İşlerine her gün kovulacakları düşüncesiyle
gittiklerini söyleyen öğretim üyeleri “ Bizden, tatilimizi 3 hafta indiren,
ders saatimizi 13’den 15’e çıkaran, geçici hoca olarak kaydedildiğimiz bir
sözleşme imzalamamız istendi. Ama bazılarımız imzalamadı. Bu yüzden işten
kovulma korkusu yaşıyoruz. Bizler maillerimizin sansürlendiği büyük bir baskı
ve korku olan bir yerde çalışıyoruz. Şuan iyiki buradayız ve iyiki burada
birbirimizden güç topluyoruz.”
açıklamasını yaptılar.
Sosyal-İş üyesi ve dershane öğretmeni Duygu Semiz
“Bizim giremediğimiz yerlerde sizler varsınız.” diyerek öğrencilere seslendi,
destek olmalarını istedi ve ekledi: “ Uzun süredir temizlik personelinin,
öğretim görevlilerinin ve tüm çalışanların örgütlenmesi için uğraşıyoruz ve
biz, burada bir ilki gerçekleştiriyoruz. Bu aynı zamanda öğrencilerin de
katılması gereken, bu şekilde güçleneceğimiz bir süreç. Bizler korkmadan devam
edeceğiz, herkesden destek bekliyoruz. Sadece 5 günde 700 öğrenci imza attı. Bu
durum, öğrencilerin ne kadar çok destek verdiğini gösteriyor. Bunun devamını
bekliyoruz.”
Sosyal-İş Genel Sekreteri Celal Uyar da oradaydı.

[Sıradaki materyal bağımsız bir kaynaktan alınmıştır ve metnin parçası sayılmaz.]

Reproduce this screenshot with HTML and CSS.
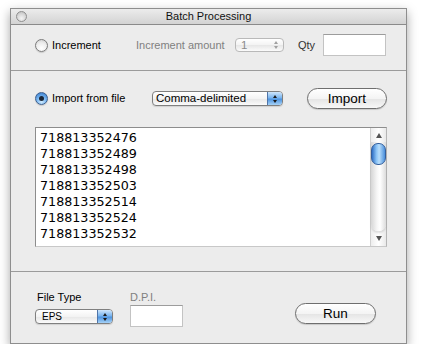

Uyar, çalışma bakanlığına isyan etti. Bakanlığın müracaatlarını 10 aydır
beklettiğini ve sendika oluşturabilmek için gerekli olan haklarının
verilmediğini söyleyen Uyar, öğrencilere, “Siz de bir çoğumuz gibi bu sistemin
bir parçası olacak ve işçileştirileceksiniz.” diyerek seslendi ve ekledi:
“Büyük olasılıkla hepimiz için olumsuz getiriler oluşturacak olan yeni yasalar
çıkarılacak. Okulda sizleri müşteri olarak görüyorlar. İş yerini rahatsız
etmenın yolları müşterilerden geçer. Sizin desteklerinizi bekliyorum ve emeklerinizi
talep ediyorum. Hedefimiz toplu sözleşme yapmak. Ancak örgütlenmeyle bir şeyler
yapabiliriz. Tabii bunu sendika desteğiyle yapıyoruz, aksi halde yasalar buna,
sendikasız izin vermiyor."
İmzalatılmak istenen yeni sözleşmeyle yıllık izin
sürelerinin ve ücretlerinin düşürüleceğini, güvencesiz çalışacaklarını, akademik
özgürlüğün sınırlandırılacağını ve iş yüklerinin artacağını iddaa eden ve İş
Yasası’nın 22. Maddesine göre bu duruma karşı çıkma haklarının olduğunu
söyleyen işçilerin iddaalarına, Bilgi Üniversitesi Genel Sekreter yardımcısı
Elka Demir Özkan şöyle cevap verdi: “ Bilgi Üniversitesi olarak fiziksel bir
küçülme yaşıyoruz. Bundan dolayı bazı arkadaşlar gönüllü olarak bazı arkadaşlar
da küçülmenin getirdiği süreçle ayrıldılar. İdari personel için söylüyorum ki,
haklarının düşürüldüğü böyle bir sözleşmenin varlığı doğru değil, böyle bir şey
yapmak mümkün de değil. Zaten artık herşeye ulaşmak çok kolay. Eğer böyle bir
durum olsaydı ilgili yerler tarafından ulaşılıp müdahale edilirdi. Ben 15 yıldır
burada çalışıyorum benim bile herhangi bir sözleşmem yok. Bizim herhangi bir
sözleşme imzalatmak gibi bir çabamız yok”.
Oturma eylemlerine halen devam eden ve sonuna kadar
direneceklerini belirten işçiler, açık hava derslerinin devamını getirmeyi planlıyorlar.